Examine the material below. Gather every line in which the string "code" appears.
** start Data shown **
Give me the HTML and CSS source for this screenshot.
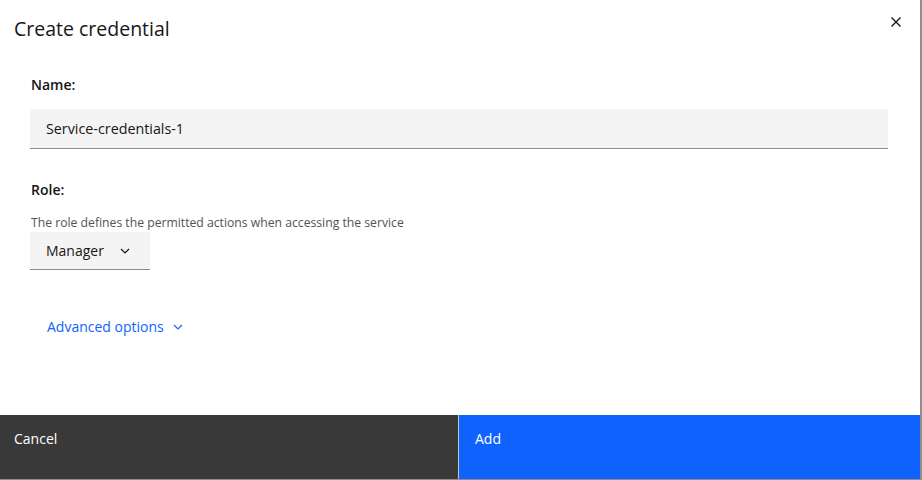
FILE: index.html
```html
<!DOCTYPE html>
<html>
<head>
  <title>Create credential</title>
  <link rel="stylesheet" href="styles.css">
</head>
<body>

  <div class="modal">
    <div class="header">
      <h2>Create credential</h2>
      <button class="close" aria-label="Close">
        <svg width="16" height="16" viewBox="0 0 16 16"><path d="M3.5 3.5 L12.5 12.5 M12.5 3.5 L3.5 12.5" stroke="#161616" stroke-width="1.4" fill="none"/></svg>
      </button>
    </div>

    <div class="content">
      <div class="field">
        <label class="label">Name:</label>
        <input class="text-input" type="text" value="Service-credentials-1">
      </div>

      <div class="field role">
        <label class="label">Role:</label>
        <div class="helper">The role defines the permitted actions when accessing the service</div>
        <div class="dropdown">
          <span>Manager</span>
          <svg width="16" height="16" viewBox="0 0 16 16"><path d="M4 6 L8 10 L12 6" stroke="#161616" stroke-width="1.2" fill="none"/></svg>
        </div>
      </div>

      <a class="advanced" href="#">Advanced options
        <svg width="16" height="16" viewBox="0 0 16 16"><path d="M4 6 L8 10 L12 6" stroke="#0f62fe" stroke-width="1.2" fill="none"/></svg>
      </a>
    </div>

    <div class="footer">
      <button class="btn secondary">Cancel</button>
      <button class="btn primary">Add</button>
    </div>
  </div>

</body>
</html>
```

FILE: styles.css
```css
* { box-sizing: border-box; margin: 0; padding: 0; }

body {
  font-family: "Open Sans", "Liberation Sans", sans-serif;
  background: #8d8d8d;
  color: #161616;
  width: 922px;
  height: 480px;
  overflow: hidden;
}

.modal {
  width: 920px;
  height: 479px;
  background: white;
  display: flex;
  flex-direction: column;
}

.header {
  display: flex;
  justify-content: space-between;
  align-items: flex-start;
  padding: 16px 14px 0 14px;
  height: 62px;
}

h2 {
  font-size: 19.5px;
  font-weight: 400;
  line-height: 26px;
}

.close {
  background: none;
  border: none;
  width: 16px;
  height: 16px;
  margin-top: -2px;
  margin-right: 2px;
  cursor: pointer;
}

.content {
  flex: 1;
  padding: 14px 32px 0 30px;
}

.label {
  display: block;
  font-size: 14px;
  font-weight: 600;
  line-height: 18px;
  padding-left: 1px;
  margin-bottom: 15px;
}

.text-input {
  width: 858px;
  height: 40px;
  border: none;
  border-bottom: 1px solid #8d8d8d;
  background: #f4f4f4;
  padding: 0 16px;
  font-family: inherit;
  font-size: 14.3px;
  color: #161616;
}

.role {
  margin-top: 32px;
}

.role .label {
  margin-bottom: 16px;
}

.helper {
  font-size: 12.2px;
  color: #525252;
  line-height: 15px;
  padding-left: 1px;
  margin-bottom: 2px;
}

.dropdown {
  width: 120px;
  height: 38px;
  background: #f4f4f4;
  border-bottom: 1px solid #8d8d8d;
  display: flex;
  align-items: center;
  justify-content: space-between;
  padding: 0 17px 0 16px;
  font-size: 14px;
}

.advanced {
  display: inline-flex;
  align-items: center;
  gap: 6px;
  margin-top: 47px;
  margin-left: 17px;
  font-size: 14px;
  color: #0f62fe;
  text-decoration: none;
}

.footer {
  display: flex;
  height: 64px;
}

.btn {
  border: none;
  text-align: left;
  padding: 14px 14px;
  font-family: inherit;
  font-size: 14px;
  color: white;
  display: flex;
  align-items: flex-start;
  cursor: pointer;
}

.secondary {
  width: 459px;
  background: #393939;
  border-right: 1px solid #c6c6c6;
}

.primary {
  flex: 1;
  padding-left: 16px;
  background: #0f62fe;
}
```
** end Data shown **
** start Data shown **
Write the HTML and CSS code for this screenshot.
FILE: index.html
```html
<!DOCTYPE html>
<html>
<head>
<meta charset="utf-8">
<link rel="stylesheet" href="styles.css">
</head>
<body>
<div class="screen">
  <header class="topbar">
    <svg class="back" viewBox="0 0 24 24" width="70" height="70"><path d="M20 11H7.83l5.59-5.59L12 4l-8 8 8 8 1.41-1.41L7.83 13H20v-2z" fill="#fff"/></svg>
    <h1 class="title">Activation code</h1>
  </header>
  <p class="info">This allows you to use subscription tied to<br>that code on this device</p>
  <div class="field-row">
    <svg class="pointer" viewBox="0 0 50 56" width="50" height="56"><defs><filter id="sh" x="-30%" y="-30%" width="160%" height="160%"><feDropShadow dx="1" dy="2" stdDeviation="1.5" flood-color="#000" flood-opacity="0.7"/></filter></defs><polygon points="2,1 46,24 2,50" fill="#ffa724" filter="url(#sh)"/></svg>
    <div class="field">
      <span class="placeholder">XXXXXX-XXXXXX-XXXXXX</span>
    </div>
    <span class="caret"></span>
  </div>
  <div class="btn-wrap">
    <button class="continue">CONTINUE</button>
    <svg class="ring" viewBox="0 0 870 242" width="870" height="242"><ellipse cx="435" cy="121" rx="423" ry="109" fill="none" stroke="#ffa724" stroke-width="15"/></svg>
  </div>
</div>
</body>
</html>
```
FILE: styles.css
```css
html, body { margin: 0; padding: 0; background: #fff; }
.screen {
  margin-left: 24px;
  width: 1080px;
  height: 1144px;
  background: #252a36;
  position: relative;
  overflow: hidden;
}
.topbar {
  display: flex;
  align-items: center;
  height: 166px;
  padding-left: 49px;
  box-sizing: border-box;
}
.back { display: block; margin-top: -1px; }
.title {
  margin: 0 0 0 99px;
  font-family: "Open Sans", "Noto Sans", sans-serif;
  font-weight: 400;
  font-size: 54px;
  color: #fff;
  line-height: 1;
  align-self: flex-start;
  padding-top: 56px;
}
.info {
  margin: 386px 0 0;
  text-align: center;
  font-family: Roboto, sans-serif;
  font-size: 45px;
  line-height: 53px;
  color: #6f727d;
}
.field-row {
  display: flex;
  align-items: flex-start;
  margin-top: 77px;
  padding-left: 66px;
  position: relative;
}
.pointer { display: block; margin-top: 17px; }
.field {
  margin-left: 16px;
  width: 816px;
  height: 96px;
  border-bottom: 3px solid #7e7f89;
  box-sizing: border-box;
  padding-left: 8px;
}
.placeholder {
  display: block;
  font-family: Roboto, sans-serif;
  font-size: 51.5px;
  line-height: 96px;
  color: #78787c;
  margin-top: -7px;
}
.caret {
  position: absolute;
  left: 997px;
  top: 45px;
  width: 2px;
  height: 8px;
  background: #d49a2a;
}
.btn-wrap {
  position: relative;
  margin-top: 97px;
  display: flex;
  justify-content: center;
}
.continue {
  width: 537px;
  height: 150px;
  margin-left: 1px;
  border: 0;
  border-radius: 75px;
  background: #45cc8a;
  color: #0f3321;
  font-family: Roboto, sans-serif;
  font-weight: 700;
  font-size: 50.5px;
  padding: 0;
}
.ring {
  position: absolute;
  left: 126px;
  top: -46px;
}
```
** end Data shown **
** start Data shown **
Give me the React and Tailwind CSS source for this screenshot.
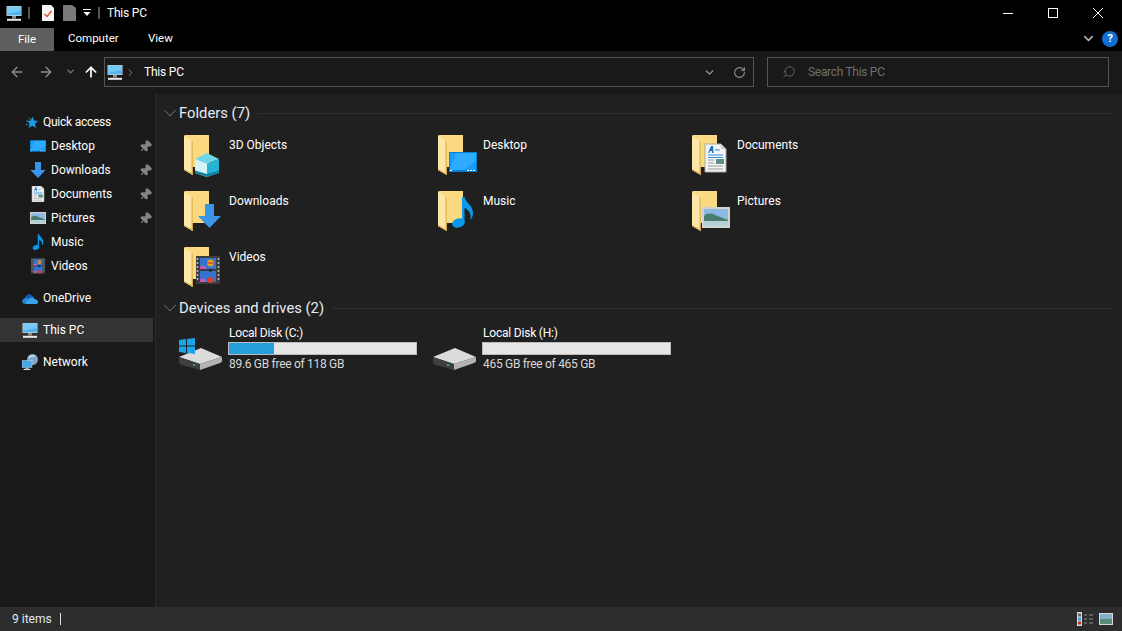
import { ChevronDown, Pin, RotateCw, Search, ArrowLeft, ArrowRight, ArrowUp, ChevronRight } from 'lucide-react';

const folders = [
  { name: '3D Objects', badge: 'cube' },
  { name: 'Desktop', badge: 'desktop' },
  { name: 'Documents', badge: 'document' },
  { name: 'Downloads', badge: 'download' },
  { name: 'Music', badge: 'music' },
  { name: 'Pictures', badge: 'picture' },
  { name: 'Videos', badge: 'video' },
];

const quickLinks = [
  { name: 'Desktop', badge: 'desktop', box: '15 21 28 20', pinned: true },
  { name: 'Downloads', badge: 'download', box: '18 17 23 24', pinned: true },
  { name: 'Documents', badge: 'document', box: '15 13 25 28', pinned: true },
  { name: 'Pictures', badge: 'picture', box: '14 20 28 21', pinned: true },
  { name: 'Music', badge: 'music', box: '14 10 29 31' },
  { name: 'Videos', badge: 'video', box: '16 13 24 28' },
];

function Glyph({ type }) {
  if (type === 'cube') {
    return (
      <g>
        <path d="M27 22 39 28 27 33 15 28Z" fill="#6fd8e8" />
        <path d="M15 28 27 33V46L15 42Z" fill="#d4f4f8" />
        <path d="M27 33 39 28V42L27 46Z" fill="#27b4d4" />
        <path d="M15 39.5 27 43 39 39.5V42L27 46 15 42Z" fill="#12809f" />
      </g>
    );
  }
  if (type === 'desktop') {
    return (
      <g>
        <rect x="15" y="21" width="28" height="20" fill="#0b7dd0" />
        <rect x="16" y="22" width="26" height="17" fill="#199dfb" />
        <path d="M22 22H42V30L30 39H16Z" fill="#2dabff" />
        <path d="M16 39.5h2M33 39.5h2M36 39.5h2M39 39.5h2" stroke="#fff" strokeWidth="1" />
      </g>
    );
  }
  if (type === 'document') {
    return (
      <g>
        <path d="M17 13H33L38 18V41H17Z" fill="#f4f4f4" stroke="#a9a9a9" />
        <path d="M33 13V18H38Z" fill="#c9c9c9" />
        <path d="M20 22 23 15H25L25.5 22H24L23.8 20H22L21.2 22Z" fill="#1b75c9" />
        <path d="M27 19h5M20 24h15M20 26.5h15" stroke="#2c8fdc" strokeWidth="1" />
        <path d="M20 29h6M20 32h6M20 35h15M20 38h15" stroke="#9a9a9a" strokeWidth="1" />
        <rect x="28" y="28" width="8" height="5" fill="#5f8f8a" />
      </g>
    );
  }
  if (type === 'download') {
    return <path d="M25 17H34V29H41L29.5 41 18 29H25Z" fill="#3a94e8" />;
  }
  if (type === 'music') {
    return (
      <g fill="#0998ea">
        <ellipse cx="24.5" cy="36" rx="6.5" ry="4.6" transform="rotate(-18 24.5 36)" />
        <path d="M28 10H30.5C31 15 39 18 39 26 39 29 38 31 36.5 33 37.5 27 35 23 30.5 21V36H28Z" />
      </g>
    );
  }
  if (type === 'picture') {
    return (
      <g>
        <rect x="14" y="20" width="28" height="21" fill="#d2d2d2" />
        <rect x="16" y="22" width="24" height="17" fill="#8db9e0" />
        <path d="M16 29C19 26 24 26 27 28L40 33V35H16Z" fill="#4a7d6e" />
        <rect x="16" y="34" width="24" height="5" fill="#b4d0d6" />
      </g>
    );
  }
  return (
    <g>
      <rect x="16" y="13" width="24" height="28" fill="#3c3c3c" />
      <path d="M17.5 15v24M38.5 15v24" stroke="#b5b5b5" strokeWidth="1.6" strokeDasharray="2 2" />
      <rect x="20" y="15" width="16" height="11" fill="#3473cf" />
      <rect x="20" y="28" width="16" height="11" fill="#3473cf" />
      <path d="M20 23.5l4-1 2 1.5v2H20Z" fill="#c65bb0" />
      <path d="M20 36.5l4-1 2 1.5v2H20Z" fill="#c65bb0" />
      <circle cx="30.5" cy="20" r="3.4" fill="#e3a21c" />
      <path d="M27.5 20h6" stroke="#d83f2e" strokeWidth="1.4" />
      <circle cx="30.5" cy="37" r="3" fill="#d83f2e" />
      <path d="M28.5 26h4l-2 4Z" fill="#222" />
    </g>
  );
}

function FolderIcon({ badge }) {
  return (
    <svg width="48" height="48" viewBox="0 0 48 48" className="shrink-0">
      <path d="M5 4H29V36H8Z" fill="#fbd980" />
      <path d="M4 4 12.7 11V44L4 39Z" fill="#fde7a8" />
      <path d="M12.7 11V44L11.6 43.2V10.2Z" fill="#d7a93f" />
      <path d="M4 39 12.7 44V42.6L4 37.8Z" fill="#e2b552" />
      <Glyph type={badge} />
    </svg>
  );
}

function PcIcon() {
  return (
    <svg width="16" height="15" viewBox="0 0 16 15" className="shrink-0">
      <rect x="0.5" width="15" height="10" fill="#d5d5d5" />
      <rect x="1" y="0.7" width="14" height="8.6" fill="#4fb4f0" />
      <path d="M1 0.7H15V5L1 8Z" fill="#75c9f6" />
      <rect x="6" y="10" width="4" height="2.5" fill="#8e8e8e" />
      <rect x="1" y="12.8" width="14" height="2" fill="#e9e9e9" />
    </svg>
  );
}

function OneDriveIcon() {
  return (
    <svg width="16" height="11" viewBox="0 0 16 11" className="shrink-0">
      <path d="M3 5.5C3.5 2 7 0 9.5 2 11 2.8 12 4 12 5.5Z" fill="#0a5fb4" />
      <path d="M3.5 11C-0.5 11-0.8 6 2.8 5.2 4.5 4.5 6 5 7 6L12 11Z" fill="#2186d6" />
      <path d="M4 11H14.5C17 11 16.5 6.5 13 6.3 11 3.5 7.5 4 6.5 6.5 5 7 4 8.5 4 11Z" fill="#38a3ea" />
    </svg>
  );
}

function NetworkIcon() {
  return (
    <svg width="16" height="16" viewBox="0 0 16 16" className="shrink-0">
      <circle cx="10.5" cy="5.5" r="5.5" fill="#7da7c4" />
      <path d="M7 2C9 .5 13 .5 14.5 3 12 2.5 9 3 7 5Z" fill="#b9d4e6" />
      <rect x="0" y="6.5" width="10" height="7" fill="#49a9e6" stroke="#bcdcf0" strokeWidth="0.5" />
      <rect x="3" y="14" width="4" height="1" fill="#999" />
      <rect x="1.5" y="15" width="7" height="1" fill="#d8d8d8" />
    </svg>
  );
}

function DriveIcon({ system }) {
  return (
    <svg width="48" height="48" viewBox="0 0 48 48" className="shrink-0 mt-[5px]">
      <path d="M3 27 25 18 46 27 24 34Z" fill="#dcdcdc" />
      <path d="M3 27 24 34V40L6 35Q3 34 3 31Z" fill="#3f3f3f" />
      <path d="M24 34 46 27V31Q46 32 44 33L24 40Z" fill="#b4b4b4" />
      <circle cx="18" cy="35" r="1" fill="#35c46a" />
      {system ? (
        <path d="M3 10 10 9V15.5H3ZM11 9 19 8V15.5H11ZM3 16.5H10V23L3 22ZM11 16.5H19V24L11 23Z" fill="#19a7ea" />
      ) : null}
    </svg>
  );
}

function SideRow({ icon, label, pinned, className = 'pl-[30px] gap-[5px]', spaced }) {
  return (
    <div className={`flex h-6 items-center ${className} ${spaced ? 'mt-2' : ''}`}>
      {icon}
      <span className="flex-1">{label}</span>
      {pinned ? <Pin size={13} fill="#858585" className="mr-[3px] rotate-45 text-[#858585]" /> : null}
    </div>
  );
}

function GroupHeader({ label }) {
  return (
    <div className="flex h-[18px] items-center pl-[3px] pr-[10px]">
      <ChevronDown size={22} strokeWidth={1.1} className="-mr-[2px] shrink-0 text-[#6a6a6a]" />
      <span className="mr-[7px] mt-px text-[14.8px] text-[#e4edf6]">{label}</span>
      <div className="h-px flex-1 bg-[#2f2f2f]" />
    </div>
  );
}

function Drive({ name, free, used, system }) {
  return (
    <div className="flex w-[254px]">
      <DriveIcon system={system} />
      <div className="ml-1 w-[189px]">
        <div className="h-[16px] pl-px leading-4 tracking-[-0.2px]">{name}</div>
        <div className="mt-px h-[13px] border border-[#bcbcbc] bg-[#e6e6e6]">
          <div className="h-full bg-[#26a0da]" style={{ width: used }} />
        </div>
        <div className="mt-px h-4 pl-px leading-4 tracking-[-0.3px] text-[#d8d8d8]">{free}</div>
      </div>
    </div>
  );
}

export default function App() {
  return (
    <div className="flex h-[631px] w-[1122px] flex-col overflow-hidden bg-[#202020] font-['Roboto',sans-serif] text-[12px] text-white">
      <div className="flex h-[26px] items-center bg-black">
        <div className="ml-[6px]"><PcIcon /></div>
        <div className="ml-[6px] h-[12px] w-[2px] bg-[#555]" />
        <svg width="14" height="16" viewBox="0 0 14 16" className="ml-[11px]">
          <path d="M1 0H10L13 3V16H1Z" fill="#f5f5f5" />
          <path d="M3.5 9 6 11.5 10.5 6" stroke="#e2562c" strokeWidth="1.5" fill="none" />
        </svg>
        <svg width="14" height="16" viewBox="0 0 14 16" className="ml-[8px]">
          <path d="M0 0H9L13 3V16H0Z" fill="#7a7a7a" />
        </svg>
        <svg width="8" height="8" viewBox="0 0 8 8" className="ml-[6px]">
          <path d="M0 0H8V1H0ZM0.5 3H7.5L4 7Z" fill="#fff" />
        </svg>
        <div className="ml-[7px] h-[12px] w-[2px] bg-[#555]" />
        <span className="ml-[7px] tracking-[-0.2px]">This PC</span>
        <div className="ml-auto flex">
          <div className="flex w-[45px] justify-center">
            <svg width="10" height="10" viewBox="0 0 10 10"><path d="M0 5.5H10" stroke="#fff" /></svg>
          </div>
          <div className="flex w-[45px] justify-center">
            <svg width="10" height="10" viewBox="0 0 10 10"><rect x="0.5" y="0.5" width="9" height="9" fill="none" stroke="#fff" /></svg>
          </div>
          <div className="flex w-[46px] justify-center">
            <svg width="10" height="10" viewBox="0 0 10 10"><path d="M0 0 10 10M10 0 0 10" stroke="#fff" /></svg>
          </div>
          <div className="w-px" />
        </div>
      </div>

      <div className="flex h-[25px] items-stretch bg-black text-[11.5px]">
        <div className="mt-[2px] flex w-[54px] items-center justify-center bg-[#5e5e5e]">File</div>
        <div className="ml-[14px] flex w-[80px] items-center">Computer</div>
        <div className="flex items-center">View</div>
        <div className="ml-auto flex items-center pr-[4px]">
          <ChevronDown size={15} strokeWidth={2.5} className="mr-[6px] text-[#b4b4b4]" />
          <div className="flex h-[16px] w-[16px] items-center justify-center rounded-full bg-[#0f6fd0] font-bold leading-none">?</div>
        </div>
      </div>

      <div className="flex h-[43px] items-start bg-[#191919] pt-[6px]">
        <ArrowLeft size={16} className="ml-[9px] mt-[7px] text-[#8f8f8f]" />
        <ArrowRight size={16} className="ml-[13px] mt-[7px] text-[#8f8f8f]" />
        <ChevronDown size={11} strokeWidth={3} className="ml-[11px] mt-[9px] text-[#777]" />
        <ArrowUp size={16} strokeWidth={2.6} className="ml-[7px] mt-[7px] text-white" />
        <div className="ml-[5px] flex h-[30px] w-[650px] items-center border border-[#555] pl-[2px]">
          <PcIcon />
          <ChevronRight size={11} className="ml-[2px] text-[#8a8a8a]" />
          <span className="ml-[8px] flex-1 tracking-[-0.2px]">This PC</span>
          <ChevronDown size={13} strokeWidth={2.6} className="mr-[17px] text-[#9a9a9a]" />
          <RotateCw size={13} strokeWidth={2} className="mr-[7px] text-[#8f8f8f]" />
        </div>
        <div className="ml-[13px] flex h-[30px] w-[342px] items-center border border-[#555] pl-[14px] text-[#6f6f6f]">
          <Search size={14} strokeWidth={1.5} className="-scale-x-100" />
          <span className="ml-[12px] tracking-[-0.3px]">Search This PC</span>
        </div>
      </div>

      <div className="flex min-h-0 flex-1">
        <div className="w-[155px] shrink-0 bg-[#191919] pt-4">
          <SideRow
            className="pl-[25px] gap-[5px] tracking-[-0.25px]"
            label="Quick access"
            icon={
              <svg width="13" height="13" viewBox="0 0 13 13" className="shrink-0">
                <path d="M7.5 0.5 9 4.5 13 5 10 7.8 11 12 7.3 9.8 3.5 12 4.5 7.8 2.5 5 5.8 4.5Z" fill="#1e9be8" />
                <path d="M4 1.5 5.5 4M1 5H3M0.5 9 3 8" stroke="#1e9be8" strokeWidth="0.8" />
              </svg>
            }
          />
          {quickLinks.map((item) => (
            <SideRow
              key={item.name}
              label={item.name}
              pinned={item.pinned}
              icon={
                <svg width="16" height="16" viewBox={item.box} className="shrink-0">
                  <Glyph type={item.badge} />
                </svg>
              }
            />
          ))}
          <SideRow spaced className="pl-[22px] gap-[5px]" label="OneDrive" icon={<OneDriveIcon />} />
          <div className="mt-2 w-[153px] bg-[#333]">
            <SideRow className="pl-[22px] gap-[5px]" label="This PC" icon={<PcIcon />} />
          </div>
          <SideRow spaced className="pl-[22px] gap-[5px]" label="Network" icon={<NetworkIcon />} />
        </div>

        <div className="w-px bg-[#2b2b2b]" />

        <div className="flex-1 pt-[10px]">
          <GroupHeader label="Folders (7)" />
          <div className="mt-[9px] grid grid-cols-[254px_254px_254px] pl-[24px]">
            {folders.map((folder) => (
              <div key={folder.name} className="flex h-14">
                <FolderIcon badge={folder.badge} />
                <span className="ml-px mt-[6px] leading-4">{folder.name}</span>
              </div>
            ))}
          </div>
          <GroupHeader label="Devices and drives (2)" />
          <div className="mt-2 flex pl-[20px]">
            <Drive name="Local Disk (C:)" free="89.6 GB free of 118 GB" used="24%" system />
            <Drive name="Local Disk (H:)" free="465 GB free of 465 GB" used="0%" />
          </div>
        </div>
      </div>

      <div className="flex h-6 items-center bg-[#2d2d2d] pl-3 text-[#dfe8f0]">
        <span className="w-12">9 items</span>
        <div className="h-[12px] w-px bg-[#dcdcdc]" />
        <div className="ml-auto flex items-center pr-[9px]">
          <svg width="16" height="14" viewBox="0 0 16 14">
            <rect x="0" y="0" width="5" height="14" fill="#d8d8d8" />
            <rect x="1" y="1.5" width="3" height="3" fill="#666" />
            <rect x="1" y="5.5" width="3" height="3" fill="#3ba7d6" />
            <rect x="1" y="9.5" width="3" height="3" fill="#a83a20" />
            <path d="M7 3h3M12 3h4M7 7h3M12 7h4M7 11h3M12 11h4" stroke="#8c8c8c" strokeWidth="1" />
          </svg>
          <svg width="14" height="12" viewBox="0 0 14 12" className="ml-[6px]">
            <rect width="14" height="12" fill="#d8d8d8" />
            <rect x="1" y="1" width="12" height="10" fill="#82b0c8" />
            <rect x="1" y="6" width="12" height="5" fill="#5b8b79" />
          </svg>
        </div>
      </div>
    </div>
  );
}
** end Data shown **
* **Written answer**:
Write the HTML and CSS code for this screenshot.
    <h1 class="title">Activation code</h1>
  <p class="info">This allows you to use subscription tied to<br>that code on this device</p>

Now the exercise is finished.